_DATA SECTION_

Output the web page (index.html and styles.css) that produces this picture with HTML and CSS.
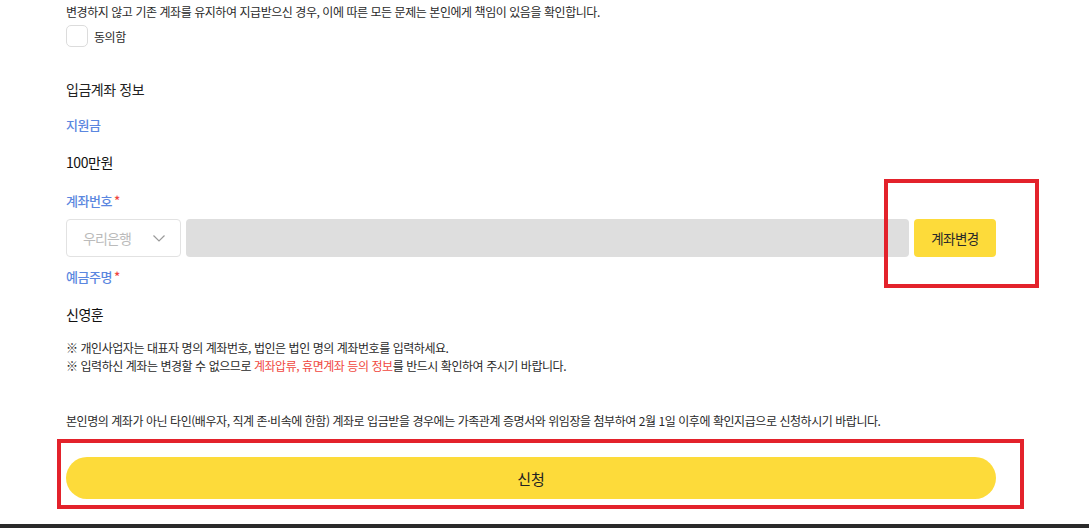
FILE: index.html
```html
<!DOCTYPE HTML>
<html lang="ko">

<head>
    <meta charset="utf-8">
    <meta name="viewport" content="width=device-width, initial-scale=1">
    <title>지원금 신청</title>
    <link rel="stylesheet" href="styles.css">
</head>

<body>
    <div class="wrap">
        <p class="agree-text">변경하지 않고 기존 계좌를 유지하여 지급받으신 경우, 이에 따른 모든 문제는 본인에게 책임이 있음을 확인합니다.</p>
        <label class="check">
            <input type="checkbox">
            <span class="check-box"></span>
            <span class="check-label">동의함</span>
        </label>

        <h3 class="section-title">입금계좌 정보</h3>

        <div class="field-label">지원금</div>
        <div class="field-value amount">100만원</div>

        <div class="field-label account-label">계좌번호<span class="req">*</span></div>
        <div class="account-row">
            <div class="bank-select">
                <span>우리은행</span>
                <svg width="12" height="7" viewBox="0 0 12 7"><path d="M0.5 0.5 L6 6 L11.5 0.5" fill="none" stroke="#9a9a9a" stroke-width="1.2"/></svg>
            </div>
            <input type="text" class="account-input" disabled>
            <button class="btn-change">계좌변경</button>
        </div>

        <div class="field-label holder-label">예금주명<span class="req">*</span></div>
        <div class="field-value holder">신영훈</div>

        <ul class="notes">
            <li>※ 개인사업자는 대표자 명의 계좌번호, 법인은 법인 명의 계좌번호를 입력하세요.</li>
            <li>※ 입력하신 계좌는 변경할 수 없으므로 <em>계좌압류, 휴면계좌 등의 정보</em>를 반드시 확인하여 주시기 바랍니다.</li>
        </ul>

        <p class="other-notice">본인명의 계좌가 아닌 타인(배우자, 직계 존·비속에 한함) 계좌로 입금받을 경우에는 가족관계 증명서와 위임장을 첨부하여 2월 1일 이후에 확인지급으로 신청하시기 바랍니다.</p>

        <button class="btn-submit">신청</button>
    </div>
    <div class="bottom-bar"></div>

    <!-- annotation boxes drawn over the capture -->
    <div class="mark mark-change"></div>
    <div class="mark mark-submit"></div>
</body>

</html>
```

FILE: styles.css
```css
html {
    font-family: "Noto Sans CJK KR", "Noto Sans", sans-serif;
    color: #222;
}

body {
    margin: 0px;
    position: relative;
    overflow: hidden;
    height: 528px;
}

.wrap {
    width: 930px;
    padding: 3px 0 0 66px;
    letter-spacing: -0.028em;
}

p, ul, h3 {
    margin: 0;
    padding: 0;
}

.agree-text {
    font-size: 12px;
    line-height: 18px;
    color: #2a2a2a;
}

.check {
    display: flex;
    align-items: center;
    margin-top: 4px;
    height: 22px;
    cursor: pointer;
}

.check input {
    display: none;
}

.check-box {
    width: 20px;
    height: 20px;
    border: 1px solid #dcdcdc;
    border-radius: 5px;
    background: #fff;
}

.check-label {
    margin-left: 6px;
    font-size: 12px;
    color: #2a2a2a;
}

.section-title {
    margin-top: 32px;
    font-size: 14px;
    line-height: 20px;
    font-weight: normal;
    color: #222;
}

.field-label {
    margin-top: 16px;
    font-size: 13px;
    line-height: 20px;
    font-weight: 500;
    color: #5b87e0;
}

.req {
    color: #f0473e;
    margin-left: 2px;
}

.field-value {
    font-size: 14px;
    line-height: 20px;
    color: #111;
}

.amount {
    margin-top: 17px;
}

.account-label {
    margin-top: 19px;
}

.account-row {
    display: flex;
    gap: 5px;
    margin-top: 8px;
    height: 38px;
}

.bank-select {
    box-sizing: border-box;
    width: 115px;
    display: flex;
    align-items: center;
    justify-content: space-between;
    padding: 0 15px 0 16px;
    border: 1px solid #e2e2e2;
    border-radius: 4px;
    font-size: 14px;
    letter-spacing: -0.06em;
    color: #bbb;
}

.account-input {
    flex: 1;
    border: 0;
    border-radius: 4px;
    background: #dedede;
}

.btn-change {
    width: 82px;
    border: 0;
    border-radius: 4px;
    background: #fddb3a;
    font-family: inherit;
    font-size: 13.5px;
    letter-spacing: -0.04em;
    color: #2a2a2a;
}

.holder-label {
    margin-top: 10px;
}

.holder {
    margin-top: 17px;
}

.notes {
    list-style: none;
    margin-top: 15px;
    font-size: 12px;
    line-height: 18px;
    color: #2a2a2a;
}

.notes em {
    font-style: normal;
    color: #f0473e;
}

.other-notice {
    margin-top: 37px;
    font-size: 12px;
    line-height: 18px;
    color: #2a2a2a;
}

.btn-submit {
    display: block;
    width: 930px;
    height: 42px;
    margin-top: 27px;
    border: 0;
    border-radius: 21px;
    background: #fddb3a;
    font-family: inherit;
    font-size: 15px;
    color: #222;
}

.bottom-bar {
    margin-top: 25px;
    height: 4px;
    background: #2a2a2a;
}

.mark {
    position: absolute;
    box-sizing: border-box;
    border: 4px solid #e3222b;
}

.mark-change {
    left: 884px;
    top: 179px;
    width: 155px;
    height: 109px;
}

.mark-submit {
    left: 57px;
    top: 439px;
    width: 967px;
    height: 70px;
}
```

_WHAT IS NEEDED_
Write out the listing above again, exactly, but with no pictures in the copy.

_EXERCISE RESULT_
Output the web page (index.html and styles.css) that produces this picture with HTML and CSS.
FILE: index.html
```html
<!DOCTYPE HTML>
<html lang="ko">

<head>
    <meta charset="utf-8">
    <meta name="viewport" content="width=device-width, initial-scale=1">
    <title>지원금 신청</title>
    <link rel="stylesheet" href="styles.css">
</head>

<body>
    <div class="wrap">
        <p class="agree-text">변경하지 않고 기존 계좌를 유지하여 지급받으신 경우, 이에 따른 모든 문제는 본인에게 책임이 있음을 확인합니다.</p>
        <label class="check">
            <input type="checkbox">
            <span class="check-box"></span>
            <span class="check-label">동의함</span>
        </label>

        <h3 class="section-title">입금계좌 정보</h3>

        <div class="field-label">지원금</div>
        <div class="field-value amount">100만원</div>

        <div class="field-label account-label">계좌번호<span class="req">*</span></div>
        <div class="account-row">
            <div class="bank-select">
                <span>우리은행</span>
                <svg width="12" height="7" viewBox="0 0 12 7"><path d="M0.5 0.5 L6 6 L11.5 0.5" fill="none" stroke="#9a9a9a" stroke-width="1.2"/></svg>
            </div>
            <input type="text" class="account-input" disabled>
            <button class="btn-change">계좌변경</button>
        </div>

        <div class="field-label holder-label">예금주명<span class="req">*</span></div>
        <div class="field-value holder">신영훈</div>

        <ul class="notes">
            <li>※ 개인사업자는 대표자 명의 계좌번호, 법인은 법인 명의 계좌번호를 입력하세요.</li>
            <li>※ 입력하신 계좌는 변경할 수 없으므로 <em>계좌압류, 휴면계좌 등의 정보</em>를 반드시 확인하여 주시기 바랍니다.</li>
        </ul>

        <p class="other-notice">본인명의 계좌가 아닌 타인(배우자, 직계 존·비속에 한함) 계좌로 입금받을 경우에는 가족관계 증명서와 위임장을 첨부하여 2월 1일 이후에 확인지급으로 신청하시기 바랍니다.</p>

        <button class="btn-submit">신청</button>
    </div>
    <div class="bottom-bar"></div>

    <!-- annotation boxes drawn over the capture -->
    <div class="mark mark-change"></div>
    <div class="mark mark-submit"></div>
</body>

</html>
```

FILE: styles.css
```css
html {
    font-family: "Noto Sans CJK KR", "Noto Sans", sans-serif;
    color: #222;
}

body {
    margin: 0px;
    position: relative;
    overflow: hidden;
    height: 528px;
}

.wrap {
    width: 930px;
    padding: 3px 0 0 66px;
    letter-spacing: -0.028em;
}

p, ul, h3 {
    margin: 0;
    padding: 0;
}

.agree-text {
    font-size: 12px;
    line-height: 18px;
    color: #2a2a2a;
}

.check {
    display: flex;
    align-items: center;
    margin-top: 4px;
    height: 22px;
    cursor: pointer;
}

.check input {
    display: none;
}

.check-box {
    width: 20px;
    height: 20px;
    border: 1px solid #dcdcdc;
    border-radius: 5px;
    background: #fff;
}

.check-label {
    margin-left: 6px;
    font-size: 12px;
    color: #2a2a2a;
}

.section-title {
    margin-top: 32px;
    font-size: 14px;
    line-height: 20px;
    font-weight: normal;
    color: #222;
}

.field-label {
    margin-top: 16px;
    font-size: 13px;
    line-height: 20px;
    font-weight: 500;
    color: #5b87e0;
}

.req {
    color: #f0473e;
    margin-left: 2px;
}

.field-value {
    font-size: 14px;
    line-height: 20px;
    color: #111;
}

.amount {
    margin-top: 17px;
}

.account-label {
    margin-top: 19px;
}

.account-row {
    display: flex;
    gap: 5px;
    margin-top: 8px;
    height: 38px;
}

.bank-select {
    box-sizing: border-box;
    width: 115px;
    display: flex;
    align-items: center;
    justify-content: space-between;
    padding: 0 15px 0 16px;
    border: 1px solid #e2e2e2;
    border-radius: 4px;
    font-size: 14px;
    letter-spacing: -0.06em;
    color: #bbb;
}

.account-input {
    flex: 1;
    border: 0;
    border-radius: 4px;
    background: #dedede;
}

.btn-change {
    width: 82px;
    border: 0;
    border-radius: 4px;
    background: #fddb3a;
    font-family: inherit;
    font-size: 13.5px;
    letter-spacing: -0.04em;
    color: #2a2a2a;
}

.holder-label {
    margin-top: 10px;
}

.holder {
    margin-top: 17px;
}

.notes {
    list-style: none;
    margin-top: 15px;
    font-size: 12px;
    line-height: 18px;
    color: #2a2a2a;
}

.notes em {
    font-style: normal;
    color: #f0473e;
}

.other-notice {
    margin-top: 37px;
    font-size: 12px;
    line-height: 18px;
    color: #2a2a2a;
}

.btn-submit {
    display: block;
    width: 930px;
    height: 42px;
    margin-top: 27px;
    border: 0;
    border-radius: 21px;
    background: #fddb3a;
    font-family: inherit;
    font-size: 15px;
    color: #222;
}

.bottom-bar {
    margin-top: 25px;
    height: 4px;
    background: #2a2a2a;
}

.mark {
    position: absolute;
    box-sizing: border-box;
    border: 4px solid #e3222b;
}

.mark-change {
    left: 884px;
    top: 179px;
    width: 155px;
    height: 109px;
}

.mark-submit {
    left: 57px;
    top: 439px;
    width: 967px;
    height: 70px;
}
```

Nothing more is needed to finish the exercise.